I am 17 and I lived a lie for 4 years. In the aftermath, I get depressed whenever some major part of those years is brought up. There was an abusive cycle with my manipulative friend, and I also acted out emotionally in a way that leaves me vulnerable... scared is a better word for it.
I'm getting close to being a year free from this person I fell in love with. (yay me!)
Currently there is a boy that I like and he likes me. A lot apparently. When we're around each other, people joke that we'll get married. He and I will both be serving a religious service mission within the next year or so and return in about 6 months of each other. Either he'll go off to school and disappear or we might form a more serious relationship. So u tip then it should be easy to keep a friendly friendship, right?

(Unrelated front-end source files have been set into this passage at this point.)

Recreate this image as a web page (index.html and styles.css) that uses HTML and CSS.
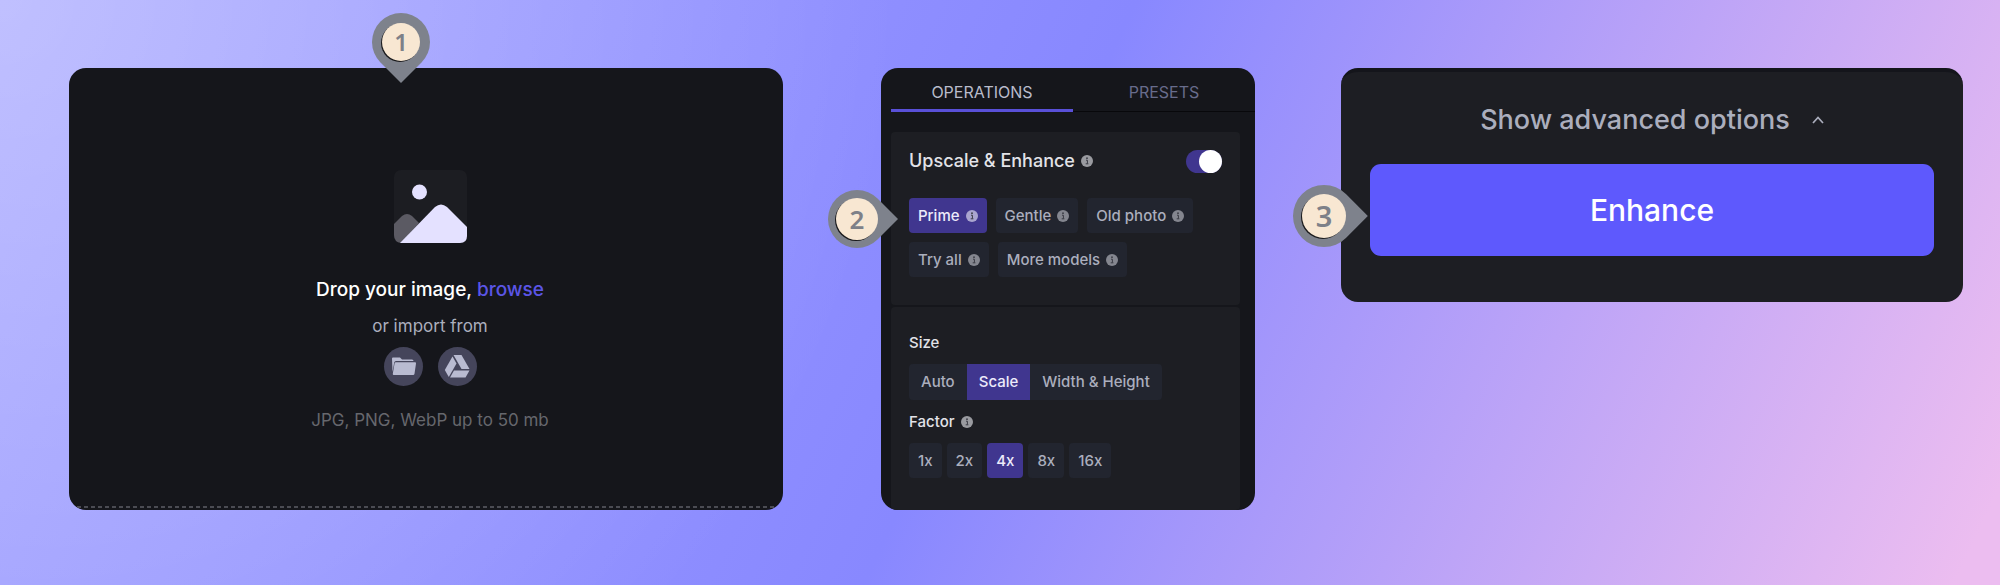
FILE: index.html
```
<!DOCTYPE html>
<html lang="en">

<head>
  <meta charset="UTF-8">
  <meta name="viewport" content="width=device-width, initial-scale=1.0">
  <title>Upscale &amp; Enhance</title>
  <link rel="stylesheet" href="styles.css">
</head>

<body>

  <!-- shared info icon -->
  <svg class="sprite" aria-hidden="true">
    <symbol id="info" viewBox="0 0 12 12">
      <circle cx="6" cy="6" r="6" fill="currentColor" />
      <circle cx="6" cy="3.2" r="0.9" fill="#3a3b44" />
      <path d="M5 5.2h1.400v3.400M4.700 8.800h2.700" fill="none" stroke="#3a3b44" stroke-width="1" />
    </symbol>
  </svg>

  <main class="steps">

    <section class="step step-upload">
      <div class="panel upload">
        <svg class="picture" viewBox="0 0 73 73" aria-hidden="true">
          <rect width="73" height="73" rx="7" fill="#1c1d22" />
          <path d="M0 54 8 46Q13 42 18 46L25 53 7 73Q0 72 0 65Z" fill="#5b5a63" />
          <path d="M6 73 41 37Q47 32 53 37L73 57V66Q73 73 66 73Z" fill="#e4e1ff" />
          <circle cx="25.500" cy="22" r="7.500" fill="#e4e1ff" />
        </svg>
        <p class="drop">Drop your image, <a href="#">browse</a></p>
        <p class="import">or import from</p>
        <div class="sources">
          <button class="source" aria-label="Folder">
            <svg viewBox="0 0 39 39" aria-hidden="true">
              <path d="M8 11.500Q8 10.500 9 10.500H16L18 12.500H28Q29.500 12.500 29.500 14H12Q10.500 14 10.200 15.500L8.500 25Z" fill="#b9bbd1" />
              <path d="M11.800 15.200H31Q32.200 15.200 32 16.400L30.500 26.800Q30.300 28 29.100 28H9.800Q8.600 28 8.800 26.800L10.600 16.300Q10.800 15.200 11.800 15.200Z" fill="#b9bbd1" />
            </svg>
          </button>
          <button class="source" aria-label="Google Drive">
            <svg viewBox="0 0 39 39" aria-hidden="true">
              <path d="M15.500 8H23.500L31.500 22H23.500Z" fill="#b9bbd1" />
              <path d="M14.500 9.500 18.500 16.500 10.800 30 6.800 23Z" fill="#b9bbd1" />
              <path d="M16 23.500H31.500L27.500 30.500H12Z" fill="#b9bbd1" />
            </svg>
          </button>
        </div>
        <p class="formats">JPG, PNG, WebP up to 50 mb</p>
        <div class="dashes"></div>
      </div>
      <span class="pin pin-down"><span>1</span></span>
    </section>

    <section class="step step-options">
      <div class="panel options">
        <div class="tabs" role="tablist">
          <button class="tab active" role="tab" aria-selected="true">OPERATIONS</button>
          <button class="tab" role="tab" aria-selected="false">PRESETS</button>
        </div>

        <div class="card">
          <div class="card-title">
            <label for="upscale">Upscale &amp; Enhance</label>
            <svg class="info"><use href="#info" /></svg>
            <input class="toggle" type="checkbox" id="upscale" checked>
          </div>
          <div class="chips">
            <button class="chip active">Prime <svg class="info"><use href="#info" /></svg></button>
            <button class="chip">Gentle <svg class="info"><use href="#info" /></svg></button>
            <button class="chip">Old photo <svg class="info"><use href="#info" /></svg></button>
            <button class="chip">Try all <svg class="info"><use href="#info" /></svg></button>
            <button class="chip">More models <svg class="info"><use href="#info" /></svg></button>
          </div>
        </div>

        <div class="card card-size">
          <h3>Size</h3>
          <div class="segments">
            <button class="segment">Auto</button>
            <button class="segment active">Scale</button>
            <button class="segment">Width &amp; Height</button>
          </div>
          <h3>Factor <svg class="info"><use href="#info" /></svg></h3>
          <div class="factors">
            <button class="chip">1x</button>
            <button class="chip">2x</button>
            <button class="chip active">4x</button>
            <button class="chip">8x</button>
            <button class="chip">16x</button>
          </div>
        </div>
      </div>
      <span class="pin pin-right"><span>2</span></span>
    </section>

    <section class="step step-enhance">
      <div class="panel enhance">
        <button class="advanced">
          Show advanced options
          <svg class="chevron" viewBox="0 0 12 8" aria-hidden="true">
            <path d="M1 7 6 1.500 11 7" fill="none" stroke="currentColor" stroke-width="1.700" />
          </svg>
        </button>
        <button class="submit">Enhance</button>
      </div>
      <span class="pin pin-right pin-large"><span>3</span></span>
    </section>

  </main>

</body>

</html>
```
FILE: styles.css
```
* {
  box-sizing: border-box;
  margin: 0;
  padding: 0;
}

body {
  min-height: 100vh;
  font-family: Inter, "Liberation Sans", sans-serif;
  font-size: 15px;
  font-weight: 500;
  line-height: 20px;
  color: #abaebd;
  background:
    radial-gradient(circle at 0 0, rgba(255, 255, 255, 0.3), transparent 900px),
    linear-gradient(115deg, #a5a5ff 0%, #8888ff 50%, #ecbdf0 98%);
}

button {
  border: 0;
  font: inherit;
  color: inherit;
  background: transparent;
  cursor: pointer;
}

.sprite {
  position: absolute;
  width: 0;
  height: 0;
}

.steps {
  display: flex;
  align-items: flex-start;
  padding: 68px 37px 68px 69px;
}

.step {
  position: relative;
}

.step-upload {
  flex: 714 1 0;
  align-self: stretch;
}

.step-options {
  flex: 374 1 0;
  margin-left: 98px;
}

.step-enhance {
  flex: 622 1 0;
  margin-left: 86px;
}

.panel {
  overflow: hidden;
  border-radius: 17px;
  background: #15161b;
}

/* upload */
.upload {
  display: flex;
  flex-direction: column;
  align-items: center;
  height: 100%;
  padding: 102px 0 2px 8px;
}

.picture {
  width: 73px;
  height: 73px;
}

.drop {
  margin-top: 35px;
  font-size: 19px;
  line-height: 24px;
  color: #fff;
}

.drop a {
  color: #5b55e6;
  text-decoration: none;
}

.import {
  margin-top: 14px;
  font-size: 17px;
  font-weight: 400;
}

.sources {
  display: flex;
  gap: 15px;
  margin-top: 11px;
}

.source {
  width: 39px;
  height: 39px;
  border-radius: 50%;
  background: #45455b;
}

.source svg {
  display: block;
}

.formats {
  margin-top: 24px;
  font-size: 17px;
  font-weight: 400;
  color: #66676d;
}

.dashes {
  align-self: stretch;
  height: 2px;
  margin-top: auto;
  background: repeating-linear-gradient(90deg, #4b4c53 0 4px, transparent 4px 7px);
}

/* options */
.tabs {
  display: flex;
  margin-left: 10px;
}

.tab {
  flex: 1;
  height: 44px;
  padding-top: 5px;
  border-bottom: 1px solid #08080b;
  font-size: 16px;
  font-weight: 400;
  color: #686c8c;
}

.tab.active {
  padding-top: 7px;
  border-bottom: 3px solid #5950d8;
  color: #b9bccb;
}

.card {
  margin: 20px 15px 0 10px;
  padding: 16px 18px 28px;
  border-radius: 4px;
  background: #1d1e23;
}

.card-title {
  display: flex;
  align-items: center;
  height: 26px;
  font-size: 18px;
  color: #e2e3e8;
}

.info {
  width: 12px;
  height: 12px;
  margin-left: 6px;
  color: #9a9ba0;
}

.toggle {
  appearance: none;
  display: flex;
  justify-content: flex-end;
  width: 36px;
  height: 23px;
  margin-left: auto;
  border-radius: 12px;
  background: #40368f;
  cursor: pointer;
}

.toggle::before {
  content: '';
  width: 23px;
  border-radius: 50%;
  background: #fff;
}

.chips {
  display: flex;
  flex-wrap: wrap;
  gap: 9px;
  margin-top: 24px;
}

.chip {
  display: flex;
  align-items: center;
  height: 35px;
  padding: 0 9px;
  border-radius: 4px;
  background: #22252f;
}

.chip .info {
  color: #84868f;
}

.chip.active,
.segment.active {
  color: #eceafa;
  background: #40368f;
}

.chip.active .info {
  color: #aaa5cf;
}

.card-size {
  margin-top: 2px;
  padding: 26px 18px 32px;
}

.card h3 {
  display: flex;
  align-items: center;
  font-size: 15px;
  font-weight: 500;
  color: #e2e3e8;
}

.segments {
  display: flex;
  width: fit-content;
  margin: 11px 0 12px;
  overflow: hidden;
  border-radius: 4px;
  background: #22252f;
}

.segment {
  height: 36px;
  padding: 0 12px;
}

.factors {
  display: flex;
  gap: 5px;
  margin-top: 11px;
}

/* enhance */
.enhance {
  display: flex;
  flex-direction: column;
  padding: 28px 29px 46px;
  border-top: 4px solid #14151b;
  background: #1d1e23;
}

.advanced {
  display: flex;
  align-items: center;
  justify-content: center;
  font-size: 27px;
  line-height: 40px;
}

.chevron {
  width: 12px;
  height: 8px;
  margin-left: 22px;
}

.submit {
  height: 92px;
  margin-top: 24px;
  border-radius: 11px;
  font-size: 30px;
  color: #fff;
  background: #5e59fd;
}

/* numbered pins */
.pin {
  position: absolute;
  display: flex;
  align-items: center;
  justify-content: center;
  width: 58px;
  height: 58px;
  font-family: "Noto Sans", sans-serif;
  font-size: 26px;
  font-weight: 600;
  color: #7e8088;
}

.pin::before {
  content: '';
  position: absolute;
  inset: 0;
  border-radius: 50% 50% 0 50%;
  background: #7e828c;
  transform: rotate(45deg);
}

.pin span {
  position: relative;
  width: 42px;
  border-radius: 50%;
  line-height: 42px;
  text-align: center;
  background: #f8e7d2;
  box-shadow: -1px 1px 0 #1a1a1c;
}

.pin-down {
  top: -55px;
  left: 46.5%;
  margin-left: -29px;
  font-size: 24px;
}

.pin-down span {
  width: 38px;
  line-height: 38px;
}

.pin-right {
  top: 122px;
  left: -53px;
}

.pin-right::before {
  transform: rotate(-45deg);
}

.pin-large {
  top: 117px;
  left: -48px;
  width: 62px;
  height: 62px;
  font-size: 29px;
}

.pin-large span {
  width: 44px;
  line-height: 44px;
}
```
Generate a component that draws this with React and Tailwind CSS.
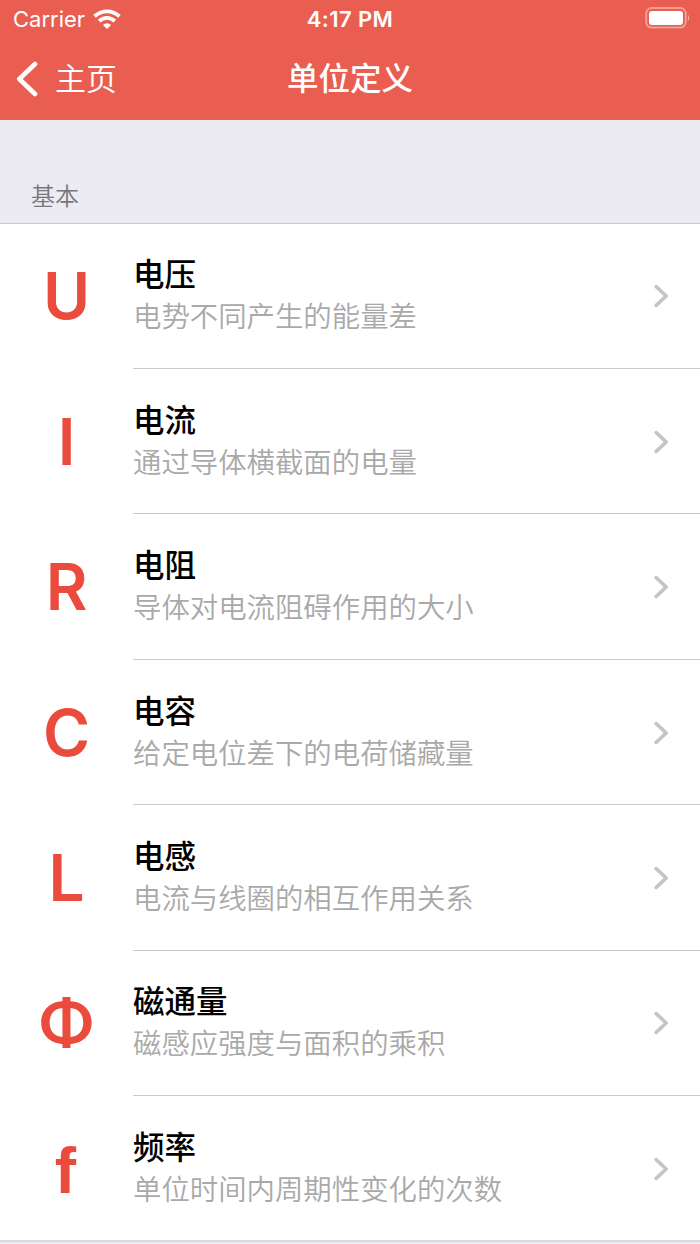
import React from 'react';

const units = [
  { symbol: 'U', name: '电压', desc: '电势不同产生的能量差' },
  { symbol: 'I', name: '电流', desc: '通过导体横截面的电量' },
  { symbol: 'R', name: '电阻', desc: '导体对电流阻碍作用的大小' },
  { symbol: 'C', name: '电容', desc: '给定电位差下的电荷储藏量' },
  { symbol: 'L', name: '电感', desc: '电流与线圈的相互作用关系' },
  { symbol: 'Φ', name: '磁通量', desc: '磁感应强度与面积的乘积' },
  { symbol: 'f', name: '频率', desc: '单位时间内周期性变化的次数', font: "pt-1 pr-0.5 font-bold font-['Liberation_Sans',sans-serif]" },
];

const WifiIcon = () => (
  <svg className="mb-px" width="28" height="20" viewBox="0 0 28 20" fill="none" stroke="#fff" strokeWidth="3.8">
    <path d="M1.6 7.4A17.6 17.6 0 0 1 26.4 7.4" />
    <path d="M6.2 12.2A11 11 0 0 1 21.8 12.2" />
    <path d="M14 20L9.9 16A5.8 5.8 0 0 1 18.1 16Z" fill="#fff" stroke="none" />
  </svg>
);

const BatteryIcon = () => (
  <svg className="-mr-1 mb-0.5" width="46" height="24" viewBox="0 0 46 24" fill="none">
    <rect x="1.2" y="2" width="39.6" height="19.6" rx="5.5" stroke="#fff" strokeOpacity="0.4" strokeWidth="2" />
    <rect x="4" y="5" width="34" height="14" rx="3" fill="#fff" />
    <path d="M43 9C44.6 10 44.6 14 43 15Z" fill="#fff" fillOpacity="0.5" />
  </svg>
);

const StatusBar = () => (
  <div className="flex h-[38px] items-center px-[13px] text-white">
    <div className="flex flex-1 items-center gap-2">
      <span className="text-[22px] leading-[38px]">Carrier</span>
      <WifiIcon />
    </div>
    <span className="text-[22px] font-semibold leading-[38px] tracking-[0.4px]">4:17 PM</span>
    <div className="flex flex-1 justify-end">
      <BatteryIcon />
    </div>
  </div>
);

const NavBar = () => (
  <div className="flex h-[82px] items-center px-4 text-white">
    <button className="flex flex-1 items-center gap-[17px]">
      <svg width="22" height="36" viewBox="0 0 22 36" fill="none" stroke="#fff" strokeWidth="4.6" strokeLinecap="round" strokeLinejoin="round">
        <path d="M19 3L3.3 18L19 33" />
      </svg>
      <span className="text-[31px] font-[350] leading-10">主页</span>
    </button>
    <h1 className="text-[31.5px] font-medium leading-10">单位定义</h1>
    <div className="flex-1" />
  </div>
);

const UnitRow = ({ unit, last }) => (
  <li className="flex h-[145.45px]">
    <div className={`flex w-[133px] items-center justify-center text-[64px] leading-none text-[#eb4b3c] ${unit.font || 'font-semibold'}`}>
      {unit.symbol}
    </div>
    <div className={`flex flex-1 items-center justify-between pr-[31px] pt-px ${last ? '' : 'border-b border-[#c9c9cc]'}`}>
      <div>
        <h2 className="text-[31.5px] font-medium leading-[42px] text-black">{unit.name}</h2>
        <p className="text-[28.4px] font-[350] leading-[42px] text-[#a9a9a9]">{unit.desc}</p>
      </div>
      <svg width="15" height="24" viewBox="0 0 15 24" fill="none" stroke="#c5c5c8" strokeWidth="3.6" strokeLinecap="round" strokeLinejoin="round">
        <path d="M2.2 2.6L12.2 12L2.2 21.4" />
      </svg>
    </div>
  </li>
);

const App = () => {
  return (
    <div className="h-[1244px] w-[700px] overflow-hidden bg-[#ebebf1] font-['Inter','Noto_Sans_CJK_SC',sans-serif]">
      <header className="h-[120px] bg-[#e95e50]">
        <StatusBar />
        <NavBar />
      </header>
      <div className="flex h-[103.5px] items-end border-b border-[#c9c9cc] px-[31px] pb-[7.5px]">
        <span className="text-[24px] font-[350] leading-9 text-[#77777c]">基本</span>
      </div>
      <ul className="h-[1018.5px] border-b-2 border-[#d9d9df] bg-white">
        {units.map((unit, i) => (
          <UnitRow key={unit.symbol} unit={unit} last={i === units.length - 1} />
        ))}
      </ul>
    </div>
  );
};

export default App;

I wish! Slowly, I am getting over the past few years. But because I was convinced at those times that I was an adult and in love.... I keep regressing. I feel tormented. I wish I could reclaim those years and not worry about horomones and pheromones and all of that! My obsessive texting is back, I am constantly convincing myself I don't love him. I'm too young to know what Love really means, and I know it. It's hard to stop texting him when he wants to talk to me (we don't go to the same school and barely see each other) and it all comes back. I regress to texting these crazy emotional texts that only make sense to me. If it continues I might send one that my dad says he can use to get me hospitalized if he wanted to. I feel depressed daily. I'm torn between wanting to text him and trying to stay sane. If I saw him normally this wouldn't be a problem either.
But it is. My only soultion that I can think of is to delete his number and do everything I can to not text him. Get rid of him from my life. Today's day one. I had my little brother hid my phone for me after keeping it home while at school. This is all I can think to do if I want to be sane and happy. But I don't want to hurt and lose him. What else can I do? Can anyone suggest something else?